Based on these results, I use the FAVAR model with 5 factors and 3 lags as a baseline model when evaluating the effect of monetary policy using the whole data. As I analyse the possible time variation using only 99–120 observations, I use the model with 3 factors and 3 lags (baseline 2). The number of parameters might otherwise be too large for such a small sample. Nevertheless, I test the robustness of the results using different number of factors and lags.

### 4.2 The effect of conventional monetary policy on real variables

The effects are quite robust to changes in the number of lags or factors (see “Appendix G”). The inclusion of trend term is not important either (see “Appendix E”). The assumed order of the observable variables is not the key driver of the results either (see “Appendices D and F”). The results are also robust to exclusion of the ECB’s total assets/liabilities (see “Appendix C”). The results suggest that the model produces reasonable outcomes that are in line with previous findings. The model is, therefore, a good starting point for analysing whether the effects of monetary policy have changed after the drastic decline in nominal interest rates.

### 4.3 The effect might have changed

Industrial production shows no signs of weakened reaction. The magnitudes of the pre- and post-crisis reactions are roughly the same, but after the crisis, industrial production has reacted somewhat faster. Instead, the reaction of unemployment rate becomes statistically insignificant after the crisis.

In July 2007, the MRO was still as high as 4.00 and was even raised to 4.25 in July 2008. Therefore, the period after July 2007 does not represent a period of low interest rates. To examine how the real economy reacted to monetary policy shocks when the policy rate and rates in general were low, I estimate the impulse response functions for unemployment rate and industrial production using the data from May 2009 to July 2017. In July 2009, the sharp decline of the MRO from 4.25 to 1.00 was over. Thereafter, the MRO was both raised and lowered, and it varied between 0.00 and 1.50. Thus, the time interval can be defined as a period of low interest rates.

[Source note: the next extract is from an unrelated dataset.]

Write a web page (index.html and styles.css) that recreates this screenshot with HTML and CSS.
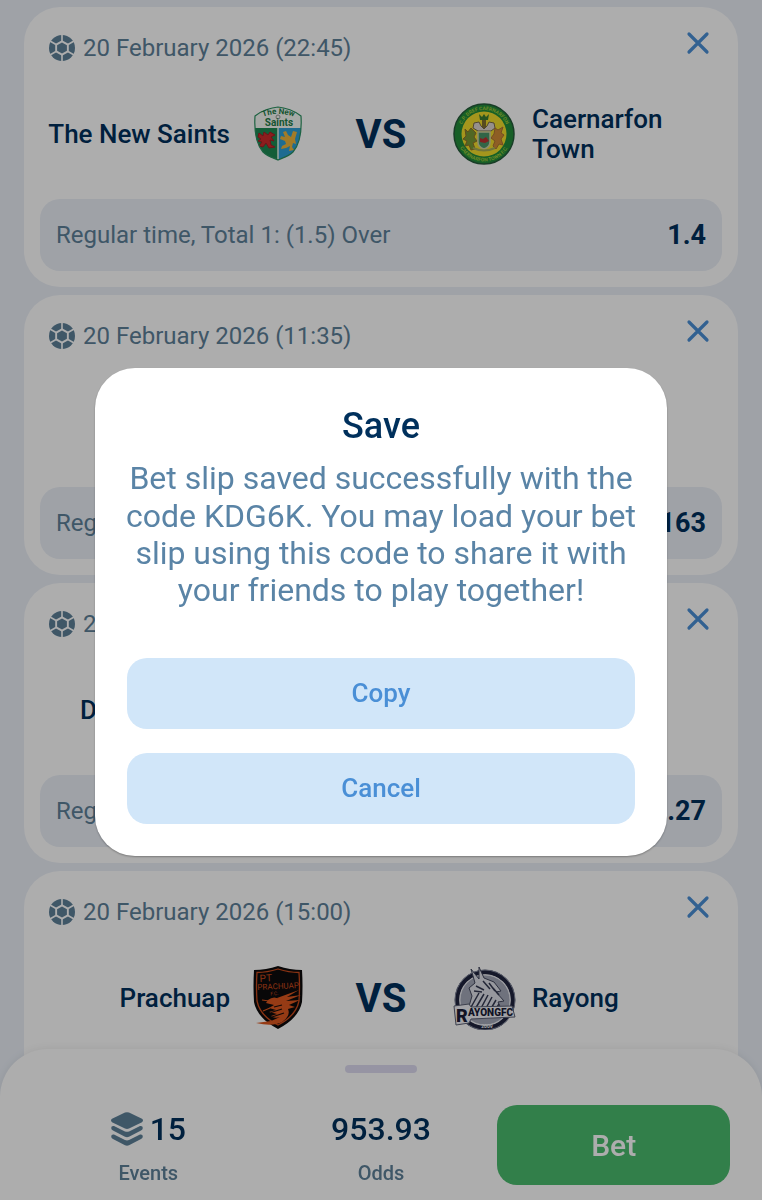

The impulse response function of industrial production is instead statistically insignificant.

The insignificant response of unemployment rate (Fig. 3) and industrial production (Fig. 4) is interesting. The FAVAR model was estimated using many different time intervals, and the responses of both variables were robustly statistically significant when the whole data or the pre-crisis period data are used (see “Appendices C, D, E, F, G”). The argument that the responses of industrial production and unemployment rate changed during or after the crisis is supported by multiple robustness tests. The responses are hardly affected when the number or the order of the observed variables is changed or the trend term is excluded (see “Appendices C, D, E, F”). Instead, the reactions vary as the number of lags or factors is changed (see “Appendix H”). For example, reducing the number of factors to 2 makes the response positive. Increasing the number of factors to 4 makes the response negative.

Another issue is the time frame. The last analysis considered only two different periods of time (from July 2007 to July 2017 and from May 2009 to July 2017). What happens if the beginning of the time period was somewhere between July 2007 and May 2009? This is considered in “Appendix I”. The alternative starting periods are January 2008, January 2009 and February 2009. Including the whole year 2008 means that the time span covers also maybe the most dramatic months of the financial crisis. During those months, the MRO was also considerably high. In January 2009, the rate was lowered from 2.5 to 2.0. Using the data from February 2009 onwards excludes this rate cut that potentially dominates the results. The results show that the impulse responses of industrial production remained roughly the same before the low interest rate period that began in May 2009. The impulse response functions of unemployment rate remain about the same in every period. However, the confidence intervals are considerably wider than before the crisis in all the chosen time spans.^{1} The differing behaviour of industrial production and unemployment rate is interesting and difficult to explain theoretically. Nevertheless, the results clearly show that the effect of conventional monetary policy remained hardly the same after the crisis. This conclusion is opposite to the conclusion made by Bagzibagli (2014, p. 798–799): “First of all, there is little sign of any variation in the real activity measurements such as industrial production, investment and employment. The same conclusion applies to real ULC, nominal wages, producer prices, trade, interest rates, stock market and consumer confidence. That is to say, the monetary policy shocks hitting the economy either before or after the crisis periods have almost identical impacts on these macroeconomic and financial indicators.”

## 5 Conclusions

The results suggest that the transmission of conventional monetary policy to the real economy was weakened after the financial crisis of 2008 in the euro area. The reason for that might be, for example, the low level of nominal interest rates, increased uncertainty or broken banking system. The finding is interesting and policy relevant as the ECB is about to raise its policy rate from zero in some point of time. Conventional monetary policy during low interest rate periods is a surprisingly unknown area which should be examined more—both empirically and theoretically.

The results also support the inclusion of time-varying parameters in FAVAR models (TVP-FAVAR) (e.g. Cogley and Sargent 2005; Primiceri 2005; Korobilis 2013). As the responses of economic variables to shocks vary over time, it is problematic to apply a model with constant parameters.